**Goal**.
Transcribe the material exactly. Images do not belong in the copy.

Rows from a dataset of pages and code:

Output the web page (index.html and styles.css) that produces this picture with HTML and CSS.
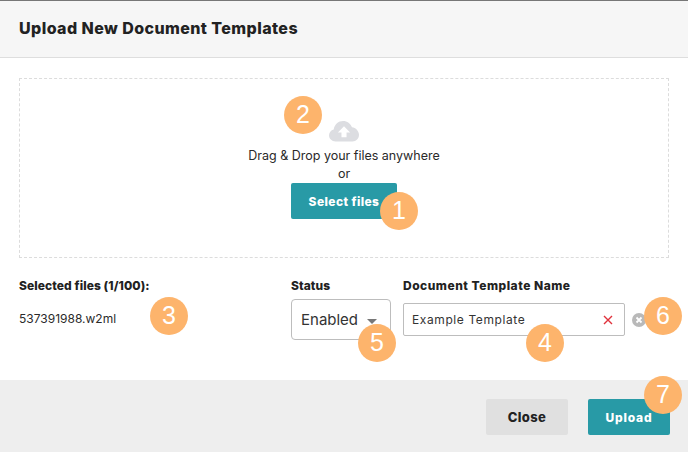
FILE: index.html
```html
<!DOCTYPE html>
<html lang="en">
<head>
<meta charset="utf-8">
<title>Upload New Document Templates</title>
<link rel="stylesheet" href="styles.css">
</head>
<body>
<div class="modal">
  <header class="head"><h1>Upload New Document Templates</h1></header>
  <main class="content">
    <section class="drop">
      <svg class="cloud" width="30" height="21" viewBox="0 0 32 22" preserveAspectRatio="none" aria-hidden="true">
        <path fill="#dcdde1" d="M7 21.500C3 21.500 0 18.500 0 15C0 12 2 9.500 5 8.800C6 3.500 10 0 15 0C19.500 0 23 2.700 24.500 6.500C28.500 7 32 10.500 32 14.500C32 18.500 29 21.500 25 21.500Z"/>
        <path fill="#fff" d="M16 5.500L22.500 12H18.700V17H13.300V12H9.500Z"/>
      </svg>
      <p class="dtext">Drag &amp; Drop your files anywhere</p>
      <p class="dtext">or</p>
      <button class="btn teal select">Select files</button>
    </section>
    <section class="fields">
      <div class="col files">
        <div class="label">Selected files (1/100):</div>
        <div class="fname">537391988.w2ml</div>
      </div>
      <div class="col status">
        <div class="label">Status</div>
        <div class="select-box"><span>Enabled</span><i class="caret"></i></div>
      </div>
      <div class="col name">
        <div class="label wide">Document Template Name</div>
        <div class="name-row">
          <div class="input"><span>Example Template</span>
            <svg width="10" height="10" viewBox="0 0 10 10" aria-hidden="true"><path d="M1 1L9 9M9 1L1 9" stroke="#e0323c" stroke-width="1.400"/></svg>
          </div>
          <svg class="remove" width="14" height="14" viewBox="0 0 14 14" aria-hidden="true"><circle cx="7" cy="7" r="7" fill="#b9b9b9"/><path d="M4.500 4.500L9.500 9.500M9.500 4.500L4.500 9.500" stroke="#fff" stroke-width="1.800"/></svg>
        </div>
      </div>
    </section>
  </main>
  <footer class="foot">
    <button class="btn gray">Close</button>
    <button class="btn teal">Upload</button>
  </footer>
</div>
<span class="badge b1">1</span>
<span class="badge b2">2</span>
<span class="badge b3">3</span>
<span class="badge b4">4</span>
<span class="badge b5">5</span>
<span class="badge b6">6</span>
<span class="badge b7">7</span>
</body>
</html>
```

FILE: styles.css
```css
* { box-sizing: border-box; }
html, body { margin: 0; height: 100%; }
body {
  position: relative;
  width: 688px;
  height: 452px;
  overflow: hidden;
  background: #fff;
  color: #222;
  font-family: Inter, "Open Sans", sans-serif;
}
.modal { display: flex; flex-direction: column; height: 452px; border-top: 1px solid #777; }
.head {
  height: 57px;
  flex: none;
  display: flex;
  align-items: center;
  padding: 0 19px;
  background: #f6f6f6;
  border-bottom: 1px solid #dedede;
}
h1 { margin: 0 0 2px; font-size: 16px; font-weight: 800; color: #222; letter-spacing: 0.42px; }
.content { flex: 1; padding: 20px 19px 0 19px; }
.drop {
  height: 180px;
  border: 1px dashed #dcdcdc;
  display: flex;
  flex-direction: column;
  align-items: center;
  padding-top: 42px;
}
.cloud { margin-bottom: 5px; }
.dtext { margin: 0; font-size: 12.500px; line-height: 18px; color: #2a2a2a; }
.select { margin-top: 0; width: 106px; height: 36px; }
.btn {
  border: 0;
  border-radius: 2px;
  font-family: inherit;
  font-size: 12px;
  font-weight: 800;
  letter-spacing: 0.4px;
  padding: 0;
}
.teal { background: #289aa6; color: #fff; }
.gray { background: #e0e0e0; color: #222; font-size: 13px; }
.foot .teal { letter-spacing: 0.8px; }
.fields { display: flex; margin-top: 20px; }
.label { font-size: 12px; font-weight: 800; line-height: 16px; color: #222; letter-spacing: 0.08px; }
.label.wide { letter-spacing: 0.5px; }
.files { width: 272px; }
.fname { margin-top: 17px; font-size: 12px; line-height: 16px; color: #2a2a2a; }
.status { width: 112px; }
.select-box {
  margin-top: 5px;
  width: 100px;
  height: 41px;
  border: 1px solid #bdbdbd;
  border-radius: 4px;
  display: flex;
  align-items: center;
  gap: 9px;
  padding: 0 0 0 9px;
  font-size: 15px;
  color: #333;
}
.caret {
  width: 0;
  height: 0;
  margin-top: 3px;
  border-left: 5px solid transparent;
  border-right: 5px solid transparent;
  border-top: 5px solid #777;
}
.name-row { display: flex; align-items: center; gap: 7px; margin-top: 9px; }
.input {
  width: 222px;
  height: 33px;
  border: 1px solid #bdbdbd;
  border-radius: 2px;
  display: flex;
  align-items: center;
  justify-content: space-between;
  padding: 0 11px 0 8px;
  font-size: 12px;
  color: #333;
  letter-spacing: 0.6px;
}
.foot {
  height: 72px;
  flex: none;
  display: flex;
  justify-content: flex-end;
  gap: 20px;
  padding: 19px 18px 0 0;
  background: #eee;
}
.foot .btn { width: 82px; height: 36px; }
.badge {
  position: absolute;
  width: 38px;
  height: 38px;
  border-radius: 50%;
  background: #fdb46c;
  color: #fff;
  font-family: "Liberation Sans", Arial, sans-serif;
  font-size: 25px;
  line-height: 36px;
  text-align: center;
}
.b1 { left: 380px; top: 192px; }
.b2 { left: 284px; top: 96px; }
.b3 { left: 150px; top: 297px; }
.b4 { left: 526px; top: 324px; }
.b5 { left: 358px; top: 324px; }
.b6 { left: 644px; top: 297px; }
.b7 { left: 644px; top: 376px; }
```
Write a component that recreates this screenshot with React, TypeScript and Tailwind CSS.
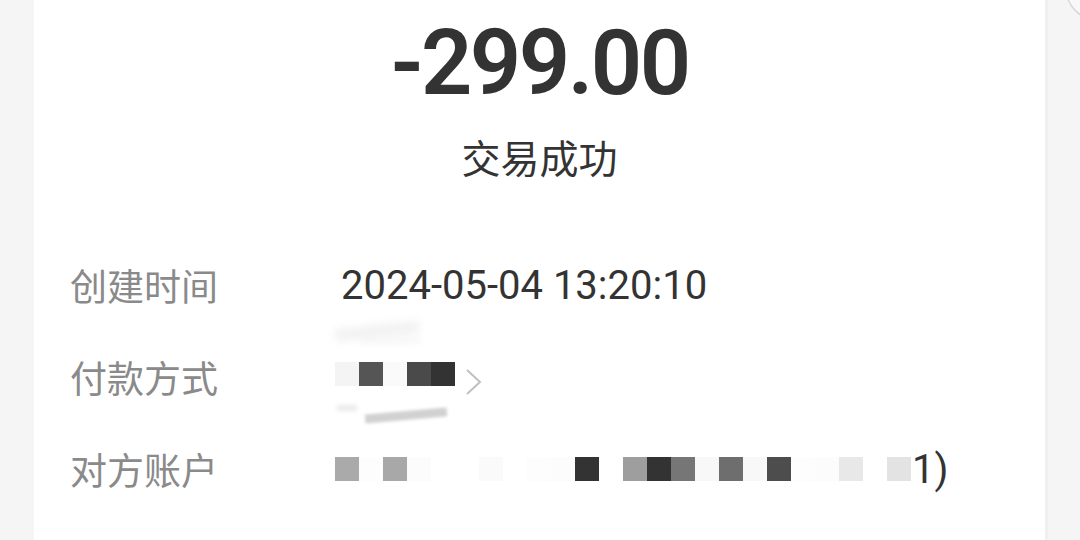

**Answer to the problem**.
Output the web page (index.html and styles.css) that produces this picture with HTML and CSS.
FILE: index.html
```html
<!DOCTYPE html>
<html lang="en">
<head>
<meta charset="utf-8">
<title>Upload New Document Templates</title>
<link rel="stylesheet" href="styles.css">
</head>
<body>
<div class="modal">
  <header class="head"><h1>Upload New Document Templates</h1></header>
  <main class="content">
    <section class="drop">
      <svg class="cloud" width="30" height="21" viewBox="0 0 32 22" preserveAspectRatio="none" aria-hidden="true">
        <path fill="#dcdde1" d="M7 21.500C3 21.500 0 18.500 0 15C0 12 2 9.500 5 8.800C6 3.500 10 0 15 0C19.500 0 23 2.700 24.500 6.500C28.500 7 32 10.500 32 14.500C32 18.500 29 21.500 25 21.500Z"/>
        <path fill="#fff" d="M16 5.500L22.500 12H18.700V17H13.300V12H9.500Z"/>
      </svg>
      <p class="dtext">Drag &amp; Drop your files anywhere</p>
      <p class="dtext">or</p>
      <button class="btn teal select">Select files</button>
    </section>
    <section class="fields">
      <div class="col files">
        <div class="label">Selected files (1/100):</div>
        <div class="fname">537391988.w2ml</div>
      </div>
      <div class="col status">
        <div class="label">Status</div>
        <div class="select-box"><span>Enabled</span><i class="caret"></i></div>
      </div>
      <div class="col name">
        <div class="label wide">Document Template Name</div>
        <div class="name-row">
          <div class="input"><span>Example Template</span>
            <svg width="10" height="10" viewBox="0 0 10 10" aria-hidden="true"><path d="M1 1L9 9M9 1L1 9" stroke="#e0323c" stroke-width="1.400"/></svg>
          </div>
          <svg class="remove" width="14" height="14" viewBox="0 0 14 14" aria-hidden="true"><circle cx="7" cy="7" r="7" fill="#b9b9b9"/><path d="M4.500 4.500L9.500 9.500M9.500 4.500L4.500 9.500" stroke="#fff" stroke-width="1.800"/></svg>
        </div>
      </div>
    </section>
  </main>
  <footer class="foot">
    <button class="btn gray">Close</button>
    <button class="btn teal">Upload</button>
  </footer>
</div>
<span class="badge b1">1</span>
<span class="badge b2">2</span>
<span class="badge b3">3</span>
<span class="badge b4">4</span>
<span class="badge b5">5</span>
<span class="badge b6">6</span>
<span class="badge b7">7</span>
</body>
</html>
```

FILE: styles.css
```css
* { box-sizing: border-box; }
html, body { margin: 0; height: 100%; }
body {
  position: relative;
  width: 688px;
  height: 452px;
  overflow: hidden;
  background: #fff;
  color: #222;
  font-family: Inter, "Open Sans", sans-serif;
}
.modal { display: flex; flex-direction: column; height: 452px; border-top: 1px solid #777; }
.head {
  height: 57px;
  flex: none;
  display: flex;
  align-items: center;
  padding: 0 19px;
  background: #f6f6f6;
  border-bottom: 1px solid #dedede;
}
h1 { margin: 0 0 2px; font-size: 16px; font-weight: 800; color: #222; letter-spacing: 0.42px; }
.content { flex: 1; padding: 20px 19px 0 19px; }
.drop {
  height: 180px;
  border: 1px dashed #dcdcdc;
  display: flex;
  flex-direction: column;
  align-items: center;
  padding-top: 42px;
}
.cloud { margin-bottom: 5px; }
.dtext { margin: 0; font-size: 12.500px; line-height: 18px; color: #2a2a2a; }
.select { margin-top: 0; width: 106px; height: 36px; }
.btn {
  border: 0;
  border-radius: 2px;
  font-family: inherit;
  font-size: 12px;
  font-weight: 800;
  letter-spacing: 0.4px;
  padding: 0;
}
.teal { background: #289aa6; color: #fff; }
.gray { background: #e0e0e0; color: #222; font-size: 13px; }
.foot .teal { letter-spacing: 0.8px; }
.fields { display: flex; margin-top: 20px; }
.label { font-size: 12px; font-weight: 800; line-height: 16px; color: #222; letter-spacing: 0.08px; }
.label.wide { letter-spacing: 0.5px; }
.files { width: 272px; }
.fname { margin-top: 17px; font-size: 12px; line-height: 16px; color: #2a2a2a; }
.status { width: 112px; }
.select-box {
  margin-top: 5px;
  width: 100px;
  height: 41px;
  border: 1px solid #bdbdbd;
  border-radius: 4px;
  display: flex;
  align-items: center;
  gap: 9px;
  padding: 0 0 0 9px;
  font-size: 15px;
  color: #333;
}
.caret {
  width: 0;
  height: 0;
  margin-top: 3px;
  border-left: 5px solid transparent;
  border-right: 5px solid transparent;
  border-top: 5px solid #777;
}
.name-row { display: flex; align-items: center; gap: 7px; margin-top: 9px; }
.input {
  width: 222px;
  height: 33px;
  border: 1px solid #bdbdbd;
  border-radius: 2px;
  display: flex;
  align-items: center;
  justify-content: space-between;
  padding: 0 11px 0 8px;
  font-size: 12px;
  color: #333;
  letter-spacing: 0.6px;
}
.foot {
  height: 72px;
  flex: none;
  display: flex;
  justify-content: flex-end;
  gap: 20px;
  padding: 19px 18px 0 0;
  background: #eee;
}
.foot .btn { width: 82px; height: 36px; }
.badge {
  position: absolute;
  width: 38px;
  height: 38px;
  border-radius: 50%;
  background: #fdb46c;
  color: #fff;
  font-family: "Liberation Sans", Arial, sans-serif;
  font-size: 25px;
  line-height: 36px;
  text-align: center;
}
.b1 { left: 380px; top: 192px; }
.b2 { left: 284px; top: 96px; }
.b3 { left: 150px; top: 297px; }
.b4 { left: 526px; top: 324px; }
.b5 { left: 358px; top: 324px; }
.b6 { left: 644px; top: 297px; }
.b7 { left: 644px; top: 376px; }
```
Write a component that recreates this screenshot with React, TypeScript and Tailwind CSS.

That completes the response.